* _EXERCISE BRIEF_:
Each entry below should be echoed exactly, with pictures omitted.

-- TASK INPUTS start --

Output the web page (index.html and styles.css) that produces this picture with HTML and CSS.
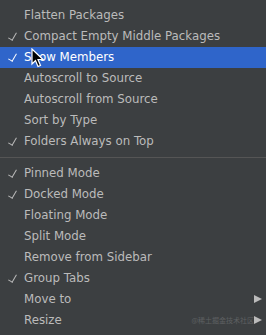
FILE: index.html
```html
<!DOCTYPE html>
<html lang="en">
<head>
    <meta charset="UTF-8">
    <title>Menu</title>
    <link rel="stylesheet" href="styles.css">
</head>
<body>
    <div class="menu">
        <div class="item">Flatten Packages</div>
        <div class="item checked">Compact Empty Middle Packages</div>
        <div class="item checked active">Show Members
            <svg class="cursor" width="14" height="20" viewBox="0 0 14 20">
                <path d="M1 1 L1 16 L4.5 12.5 L7 18.5 L9.5 17.5 L7 11.5 L12 11.5 Z" fill="#000" stroke="#fff" stroke-width="1.2"/>
            </svg>
        </div>
        <div class="item">Autoscroll to Source</div>
        <div class="item">Autoscroll from Source</div>
        <div class="item">Sort by Type</div>
        <div class="item checked">Folders Always on Top</div>
        <div class="sep"></div>
        <div class="item checked">Pinned Mode</div>
        <div class="item checked">Docked Mode</div>
        <div class="item">Floating Mode</div>
        <div class="item">Split Mode</div>
        <div class="item">Remove from Sidebar</div>
        <div class="item checked">Group Tabs</div>
        <div class="item sub">Move to</div>
        <div class="item sub">Resize<span class="mark">@稀土掘金技术社区</span></div>
    </div>
</body>
</html>
```

FILE: styles.css
```css
html, body {
    margin: 0;
    background: #3c3f41;
}

.menu {
    width: 266px;
    height: 335px;
    padding-top: 5px;
    box-sizing: border-box;
    font-family: "DejaVu Sans", sans-serif;
    font-size: 11.8px;
    color: #bbbbbb;
}

.item {
    position: relative;
    height: 21px;
    line-height: 21px;
    padding-left: 24px;
    white-space: nowrap;
}

.item.checked::before {
    content: "";
    position: absolute;
    left: 10px;
    top: 5px;
    width: 3.5px;
    height: 8px;
    border: solid #bbbbbb;
    border-width: 0 1.5px 1.5px 0;
    transform: rotate(30deg);
}

.item.active {
    background: #2f65ca;
    color: #ffffff;
}

.item.active::before {
    border-color: #ffffff;
}

.item.sub::after {
    content: "";
    position: absolute;
    right: 4px;
    top: 6px;
    border-style: solid;
    border-width: 4.5px 0 4.5px 8px;
    border-color: transparent transparent transparent #bbbbbb;
}

.sep {
    height: 11px;
    display: flex;
    align-items: center;
}

.sep::after {
    content: "";
    flex: 1;
    height: 1px;
    background: #555555;
}

.cursor {
    position: absolute;
    left: 31px;
    top: 1px;
}

.mark {
    position: absolute;
    right: 12px;
    top: 0;
    font-family: "Noto Sans CJK SC", sans-serif;
    font-size: 7px;
    color: #5e6062;
}
```
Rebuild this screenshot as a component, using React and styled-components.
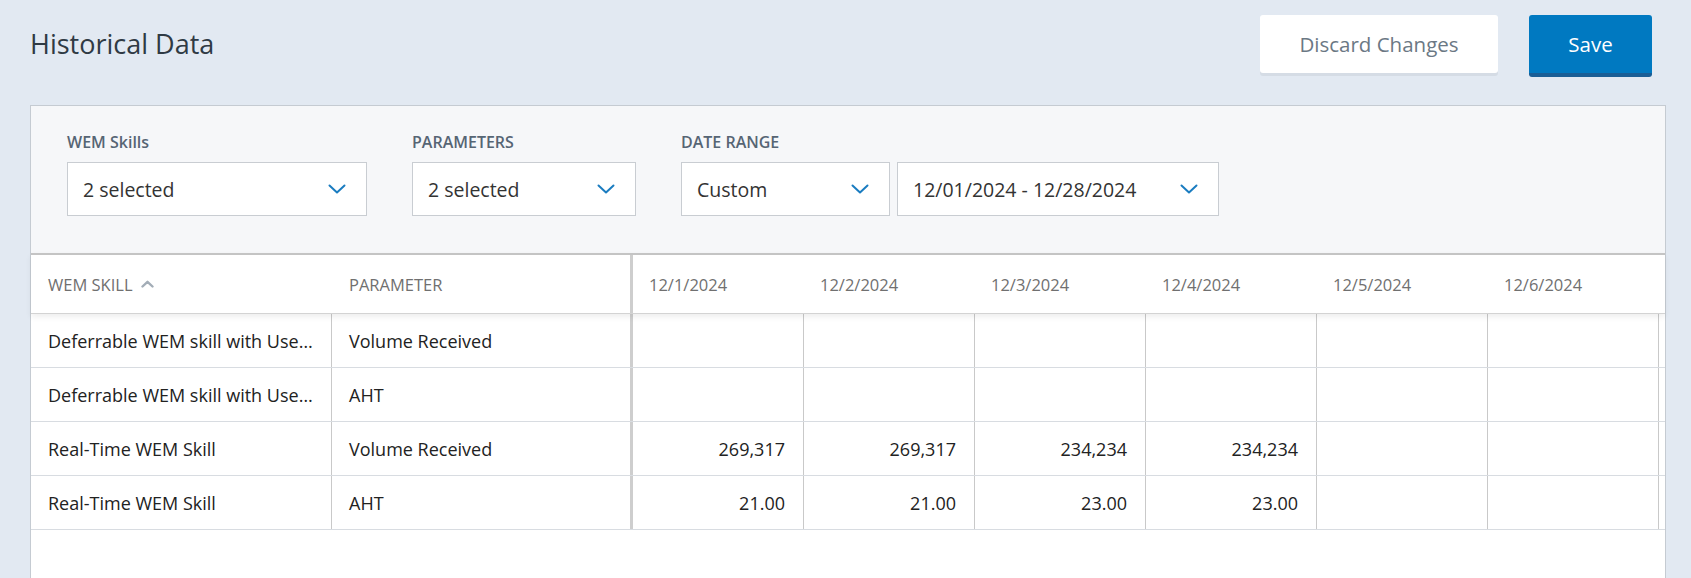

-- TASK INPUTS end --

* _THE SOLUTION_:
Output the web page (index.html and styles.css) that produces this picture with HTML and CSS.
FILE: index.html
```html
<!DOCTYPE html>
<html lang="en">
<head>
    <meta charset="UTF-8">
    <title>Menu</title>
    <link rel="stylesheet" href="styles.css">
</head>
<body>
    <div class="menu">
        <div class="item">Flatten Packages</div>
        <div class="item checked">Compact Empty Middle Packages</div>
        <div class="item checked active">Show Members
            <svg class="cursor" width="14" height="20" viewBox="0 0 14 20">
                <path d="M1 1 L1 16 L4.5 12.5 L7 18.5 L9.5 17.5 L7 11.5 L12 11.5 Z" fill="#000" stroke="#fff" stroke-width="1.2"/>
            </svg>
        </div>
        <div class="item">Autoscroll to Source</div>
        <div class="item">Autoscroll from Source</div>
        <div class="item">Sort by Type</div>
        <div class="item checked">Folders Always on Top</div>
        <div class="sep"></div>
        <div class="item checked">Pinned Mode</div>
        <div class="item checked">Docked Mode</div>
        <div class="item">Floating Mode</div>
        <div class="item">Split Mode</div>
        <div class="item">Remove from Sidebar</div>
        <div class="item checked">Group Tabs</div>
        <div class="item sub">Move to</div>
        <div class="item sub">Resize<span class="mark">@稀土掘金技术社区</span></div>
    </div>
</body>
</html>
```

FILE: styles.css
```css
html, body {
    margin: 0;
    background: #3c3f41;
}

.menu {
    width: 266px;
    height: 335px;
    padding-top: 5px;
    box-sizing: border-box;
    font-family: "DejaVu Sans", sans-serif;
    font-size: 11.8px;
    color: #bbbbbb;
}

.item {
    position: relative;
    height: 21px;
    line-height: 21px;
    padding-left: 24px;
    white-space: nowrap;
}

.item.checked::before {
    content: "";
    position: absolute;
    left: 10px;
    top: 5px;
    width: 3.5px;
    height: 8px;
    border: solid #bbbbbb;
    border-width: 0 1.5px 1.5px 0;
    transform: rotate(30deg);
}

.item.active {
    background: #2f65ca;
    color: #ffffff;
}

.item.active::before {
    border-color: #ffffff;
}

.item.sub::after {
    content: "";
    position: absolute;
    right: 4px;
    top: 6px;
    border-style: solid;
    border-width: 4.5px 0 4.5px 8px;
    border-color: transparent transparent transparent #bbbbbb;
}

.sep {
    height: 11px;
    display: flex;
    align-items: center;
}

.sep::after {
    content: "";
    flex: 1;
    height: 1px;
    background: #555555;
}

.cursor {
    position: absolute;
    left: 31px;
    top: 1px;
}

.mark {
    position: absolute;
    right: 12px;
    top: 0;
    font-family: "Noto Sans CJK SC", sans-serif;
    font-size: 7px;
    color: #5e6062;
}
```
Rebuild this screenshot as a component, using React and styled-components.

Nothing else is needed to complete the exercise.